In El etnógrafo (The Ethnographer), Ulises Rosell shows the English ethnographer John Palmer championing the causes and rights of the indigenous Wichi community in Salta, where he has made his home. Inés de Oliveira Cézar’s Cassandra charts the journey of a recent graduate trying to complete a journalistic feature on the Wichi and Tobas populations in remote areas of El Chato. Jonathan Perel’s 17 monumentos (17 Monuments; trailer) lingers on 17 ex-torture centres spread across the country, capturing them through a still camera that hovers at a respectful distance to the monuments used to commemorate those who lost their lives in these clandestine centres of violence operated by the 1976-83 dictatorship.

In Gastón Solnicki’s startling Papirosen, winner of Best Film in the Argentine competition, the expert editing of super 8 footage shot in the 1970s, 80s and early 90s by the filmmaker’s family and more recent filmed material by Solnicki explores the wounds left on the clan by the Holocaust and its aftermath. Through suggestion, observation and what goes unsaid, we witness a family for whom materialist consumption has proffered an answer to the void left by the extermination, exile and emigration that has marked Jewish history throughout the 20th century.

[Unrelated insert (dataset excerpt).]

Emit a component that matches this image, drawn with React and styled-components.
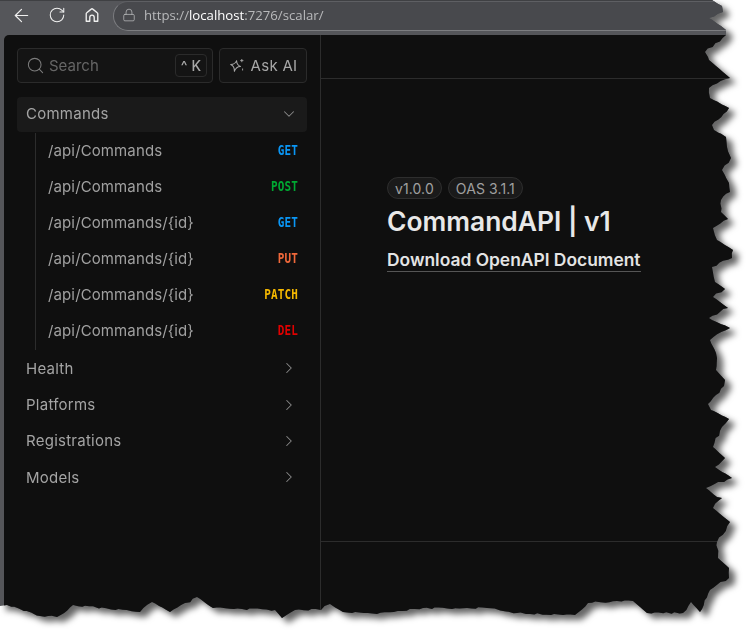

2012’s BAFICI may not be remembered as a vintage year for Argentine cinema – its titles lacked the singular edge of last year’s The Student or 2010’s El ambulante (The Peddler) and Lo que más quiero (The Which I Love the Most). Nevertheless, from José Luis García’s commentary on the footage he shot in North Korea in 1989 in La chica del sur (The Girl from the South) to Ivo Aicherbaum’s video diary charting his first visit to see his father in Israel in La parte automática (The Automatic Part), this festival showcased a conspicuous number of films where successive generations of filmmakers appeared to be engaging with their own fractured sense of history, landscape and national identity.